-- begin --
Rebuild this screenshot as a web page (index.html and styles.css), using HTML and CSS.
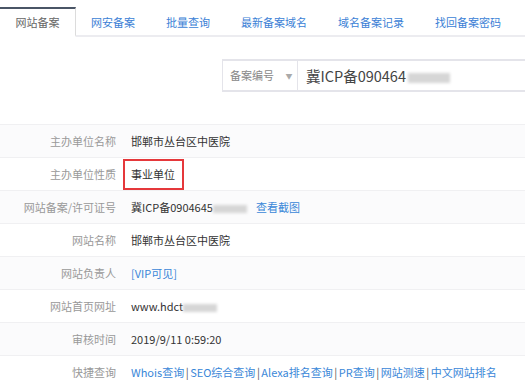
FILE: index.html
```html
<!DOCTYPE html>
<html lang="zh-CN">
<head>
    <meta charset="UTF-8">
    <meta name="viewport" content="width=device-width, initial-scale=1.0">
    <title>网站备案查询</title>
    <link rel="stylesheet" href="styles.css">
</head>
<body>

    <!-- tabs -->
    <ul class="tabs">
        <li class="tab active">网站备案</li>
        <li class="tab">网安备案</li>
        <li class="tab">批量查询</li>
        <li class="tab">最新备案域名</li>
        <li class="tab">域名备案记录</li>
        <li class="tab">找回备案密码</li>
    </ul>

    <!-- search box -->
    <div class="search">
        <div class="search-box">
            <div class="search-type">备案编号 <span class="arrow">▼</span></div>
            <div class="search-input">冀ICP备090464<span class="blur blur-wide"></span></div>
        </div>
    </div>

    <!-- result table -->
    <div class="info">
        <div class="row">
            <div class="label">主办单位名称</div>
            <div class="value">邯郸市丛台区中医院</div>
        </div>
        <div class="row">
            <div class="label">主办单位性质</div>
            <div class="value"><span class="mark">事业单位</span></div>
        </div>
        <div class="row">
            <div class="label">网站备案/许可证号</div>
            <div class="value">冀ICP备0904645<span class="blur"></span><a class="link shot" href="#">查看截图</a></div>
        </div>
        <div class="row">
            <div class="label">网站名称</div>
            <div class="value">邯郸市丛台区中医院</div>
        </div>
        <div class="row">
            <div class="label">网站负责人</div>
            <div class="value"><a class="link" href="#">[VIP可见]</a></div>
        </div>
        <div class="row">
            <div class="label">网站首页网址</div>
            <div class="value">www.hdct<span class="blur"></span></div>
        </div>
        <div class="row">
            <div class="label">审核时间</div>
            <div class="value">2019/9/11 0:59:20</div>
        </div>
        <div class="row">
            <div class="label">快捷查询</div>
            <div class="value">
                <a class="link" href="#">Whois查询</a><span class="sep">|</span><a class="link" href="#">SEO综合查询</a><span class="sep">|</span><a class="link" href="#">Alexa排名查询</a><span class="sep">|</span><a class="link" href="#">PR查询</a><span class="sep">|</span><a class="link" href="#">网站测速</a><span class="sep">|</span><a class="link" href="#">中文网站排名</a>
            </div>
        </div>
    </div>

</body>
</html>
```
FILE: styles.css
```css
/* page */
body {
    margin: 0;
    background-color: #ffffff;
    font-family: "Noto Sans CJK SC", "Microsoft YaHei", sans-serif;
    font-size: 11px;
    color: #333;
    overflow: hidden;
}

a {
    text-decoration: none;
}

/* tabs */
.tabs {
    display: flex;
    margin: 0;
    padding: 7px 0 0 0;
    list-style: none;
    border-bottom: 2px solid #ececf0;
}

.tab {
    height: 26px;
    line-height: 26px;
    padding: 0 15.5px;
    color: #3b7fd6;
    margin-bottom: -2px;
    border-top: 2px solid transparent;
    border-bottom: 2px solid transparent;
}

.tab.active {
    color: #666;
    background-color: #fff;
    border-top: 2px solid #4a5566;
    border-right: 1px solid #dcdcdc;
    border-bottom: 2px solid #fff;
    padding-right: 15px;
}

/* search */
.search {
    padding: 22px 0 32px 222px;
}

.search-box {
    display: flex;
    width: 303px;
    height: 33px;
    border: 1px solid #e4e4ea;
    border-width: 2px 0 2px 1px;
    box-sizing: border-box;
}

.search-type {
    width: 75px;
    padding-left: 7px;
    box-sizing: border-box;
    border-right: 1px solid #e4e4ea;
    line-height: 29px;
    color: #888;
}

.arrow {
    font-size: 7px;
    color: #aaa;
    margin-left: 9px;
    vertical-align: 1px;
}

.search-input {
    padding-left: 8px;
    line-height: 29px;
    font-size: 14.5px;
    color: #444;
}

/* blurred parts */
.blur {
    display: inline-block;
    width: 34px;
    height: 8px;
    background-color: #d6d6d6;
    filter: blur(1.5px);
    vertical-align: middle;
}

.blur-wide {
    width: 42px;
    height: 10px;
    margin-left: 2px;
}

/* info rows */
.info {
    border-top: 1px solid #f0f0f2;
}

.row {
    display: grid;
    grid-template-columns: 116px 1fr;
    column-gap: 15px;
    height: 32px;
    align-items: center;
    border-bottom: 1px solid #f0f0f2;
}

.row:nth-child(odd) {
    background-color: #fbfbfc;
}

.label {
    text-align: right;
    color: #999;
}

.value {
    color: #333;
    white-space: nowrap;
}

.link {
    color: #3a87d8;
}

.shot {
    margin-left: 9px;
}

.sep {
    color: #555;
    margin: 0 1.5px;
}

.mark {
    display: inline-block;
    margin-left: -8px;
    padding: 0 7px 0 6px;
    height: 27px;
    line-height: 27px;
    border: 2px solid #e5383b;
}
```
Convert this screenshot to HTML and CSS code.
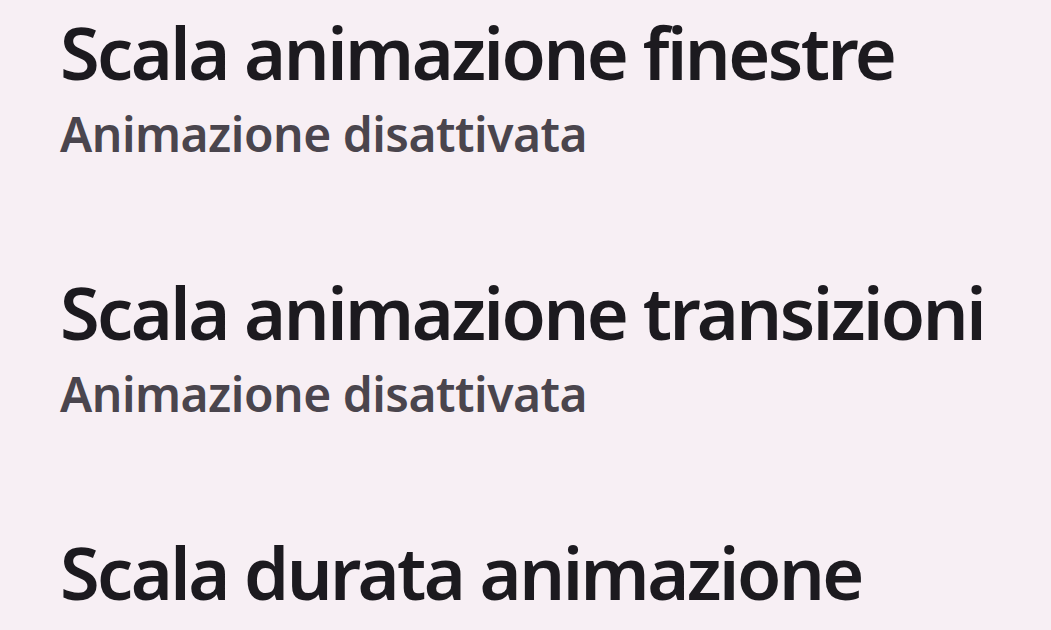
FILE: index.html
```html
<!DOCTYPE html>
<html lang="it">
<head>
<meta charset="utf-8">
<title>Opzioni sviluppatore</title>
<link rel="stylesheet" href="styles.css">
</head>
<body>
<main class="list">
  <div class="item">
    <div class="title">Scala animazione finestre</div>
    <div class="summary">Animazione disattivata</div>
  </div>
  <div class="item">
    <div class="title">Scala animazione transizioni</div>
    <div class="summary">Animazione disattivata</div>
  </div>
  <div class="item">
    <div class="title">Scala durata animazione</div>
  </div>
</main>
</body>
</html>
```
FILE: styles.css
```css
html, body {
  margin: 0;
  padding: 0;
  background: #f7eff4;
  height: 100%;
  overflow: hidden;
}
.list {
  display: flex;
  flex-direction: column;
  gap: 97px;
  padding: 9px 0 0 60px;
  font-family: "Noto Sans", "DejaVu Sans", sans-serif;
}
.item {
  display: flex;
  flex-direction: column;
}
.title {
  font-size: 72px;
  font-weight: 600;
  line-height: 86px;
  color: #1c1a1f;
  letter-spacing: -2.5px;
  white-space: nowrap;
}
.summary {
  font-size: 48px;
  font-weight: 600;
  line-height: 77px;
  color: #4a454d;
  letter-spacing: -0.5px;
  white-space: nowrap;
}
```
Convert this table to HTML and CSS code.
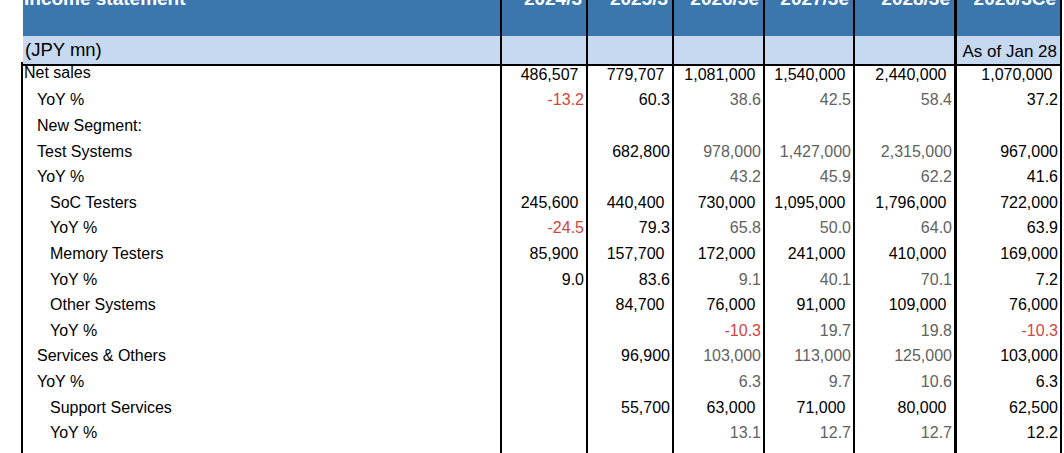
FILE: index.html
```html
<!DOCTYPE html>
<html lang="en">
<head>
<meta charset="utf-8">
<title>Income statement</title>
<link rel="stylesheet" href="styles.css">
</head>
<body>
<div class="sheet">
  <div class="row head">
    <div>Income statement</div>
    <div>2024/3</div>
    <div>2025/3</div>
    <div>2026/3e</div>
    <div>2027/3e</div>
    <div>2028/3e</div>
    <div>2026/3Ce</div>
  </div>
  <div class="row sub">
    <div class="unit">(JPY mn)</div>
    <div></div>
    <div></div>
    <div></div>
    <div></div>
    <div></div>
    <div class="asof">As of Jan 28</div>
  </div>

  <div class="row r">
    <div class="l0 raise">Net sales</div>
    <div class="p">486,507</div>
    <div class="p">779,707</div>
    <div class="p">1,081,000</div>
    <div class="p">1,540,000</div>
    <div class="p">2,440,000</div>
    <div class="p">1,070,000</div>
  </div>
  <div class="row r">
    <div class="i1">YoY %</div>
    <div class="neg">-13.2</div>
    <div>60.3</div>
    <div class="g">38.6</div>
    <div class="g">42.5</div>
    <div class="g">58.4</div>
    <div>37.2</div>
  </div>
  <div class="row r">
    <div class="i1">New Segment:</div>
    <div></div><div></div><div></div><div></div><div></div><div></div>
  </div>
  <div class="row r">
    <div class="i1">Test Systems</div>
    <div></div>
    <div>682,800</div>
    <div class="g">978,000</div>
    <div class="g">1,427,000</div>
    <div class="g">2,315,000</div>
    <div>967,000</div>
  </div>
  <div class="row r">
    <div class="i1">YoY %</div>
    <div></div>
    <div></div>
    <div class="g">43.2</div>
    <div class="g">45.9</div>
    <div class="g">62.2</div>
    <div>41.6</div>
  </div>
  <div class="row r">
    <div class="i2">SoC Testers</div>
    <div class="p">245,600</div>
    <div class="p">440,400</div>
    <div class="p">730,000</div>
    <div class="p">1,095,000</div>
    <div class="p">1,796,000</div>
    <div>722,000</div>
  </div>
  <div class="row r">
    <div class="i2">YoY %</div>
    <div class="neg">-24.5</div>
    <div>79.3</div>
    <div class="g">65.8</div>
    <div class="g">50.0</div>
    <div class="g">64.0</div>
    <div>63.9</div>
  </div>
  <div class="row r">
    <div class="i2">Memory Testers</div>
    <div class="p">85,900</div>
    <div class="p">157,700</div>
    <div class="p">172,000</div>
    <div class="p">241,000</div>
    <div class="p">410,000</div>
    <div>169,000</div>
  </div>
  <div class="row r">
    <div class="i2">YoY %</div>
    <div>9.0</div>
    <div>83.6</div>
    <div class="g">9.1</div>
    <div class="g">40.1</div>
    <div class="g">70.1</div>
    <div>7.2</div>
  </div>
  <div class="row r">
    <div class="i2">Other Systems</div>
    <div></div>
    <div class="p">84,700</div>
    <div class="p">76,000</div>
    <div class="p">91,000</div>
    <div class="p">109,000</div>
    <div>76,000</div>
  </div>
  <div class="row r">
    <div class="i2">YoY %</div>
    <div></div>
    <div></div>
    <div class="neg">-10.3</div>
    <div class="g">19.7</div>
    <div class="g">19.8</div>
    <div class="neg">-10.3</div>
  </div>
  <div class="row r">
    <div class="i1">Services &amp; Others</div>
    <div></div>
    <div>96,900</div>
    <div class="g">103,000</div>
    <div class="g">113,000</div>
    <div class="g">125,000</div>
    <div>103,000</div>
  </div>
  <div class="row r">
    <div class="i1">YoY %</div>
    <div></div>
    <div></div>
    <div class="g">6.3</div>
    <div class="g">9.7</div>
    <div class="g">10.6</div>
    <div>6.3</div>
  </div>
  <div class="row r">
    <div class="i2">Support Services</div>
    <div></div>
    <div>55,700</div>
    <div class="p">63,000</div>
    <div class="p">71,000</div>
    <div class="p">80,000</div>
    <div>62,500</div>
  </div>
  <div class="row r">
    <div class="i2">YoY %</div>
    <div></div>
    <div></div>
    <div class="g">13.1</div>
    <div class="g">12.7</div>
    <div class="g">12.7</div>
    <div>12.2</div>
  </div>
  <div class="row r last">
    <div class="i2">Others</div>
    <div></div>
    <div>41,200</div>
    <div class="g">40,000</div>
    <div class="g">42,000</div>
    <div class="g">45,000</div>
    <div>40,500</div>
  </div>
</div>
</body>
</html>
```

FILE: styles.css
```css
html, body {
  margin: 0;
  padding: 0;
  background: #ffffff;
}

body {
  font-family: "Liberation Sans", Arial, sans-serif;
  color: #000000;
  overflow: hidden;
}

.sheet {
  margin: -13px 0 0 21px;
  width: 1041px;
}

.row {
  display: grid;
  grid-template-columns: 481px 86px 86px 91px 90px 102px 105px;
}

.row > div {
  box-sizing: border-box;
  border-right: 2px solid #000000;
  white-space: nowrap;
}

.row > div:nth-child(6) {
  border-right-width: 3px;
}

/* Title band */
.head {
  height: 49px;
}

.head > div {
  background: #3b76ad;
  color: #ffffff;
  font-weight: bold;
  font-size: 19px;
  line-height: 22px;
  text-align: right;
  padding: 1px 4px 0 0;
}

.head > div:first-child {
  text-align: left;
  padding-left: 1px;
  border-left: 2px solid #ffffff;
}

/* Unit band */
.sub {
  height: 26px;
}

.sub > div {
  background: #c6d9f0;
  border-bottom: 2px solid #000000;
  line-height: 24px;
}

.sub > div:first-child {
  border-left: 2px solid #ffffff;
}

.unit {
  font-size: 18.5px;
  padding: 2px 0 0 2px;
}

.asof {
  font-size: 17px;
  text-align: right;
  padding: 3.5px 3px 0 0;
}

/* Body rows */
.r {
  height: 25.6px;
  font-size: 16px;
}

.r > div {
  display: flex;
  align-items: center;
  justify-content: flex-end;
  padding-right: 2px;
}

.r > div:first-child {
  justify-content: flex-start;
  border-left: 2px solid #000000;
  padding-right: 0;
}

.r > div.p {
  padding-right: 7.5px;
}

.r.last > div {
  padding-top: 6px;
}

.l0 { padding-left: 1px; }
.i1 { padding-left: 14px; }
.i2 { padding-left: 27px; }

.raise { padding-bottom: 3px; }

.g { color: #626262; }
.neg { color: #d0453f; }
```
-- end --
## WHAT YOU WILL DO
Give only the number of lines that include the word "this".

## FULL ANSWER
3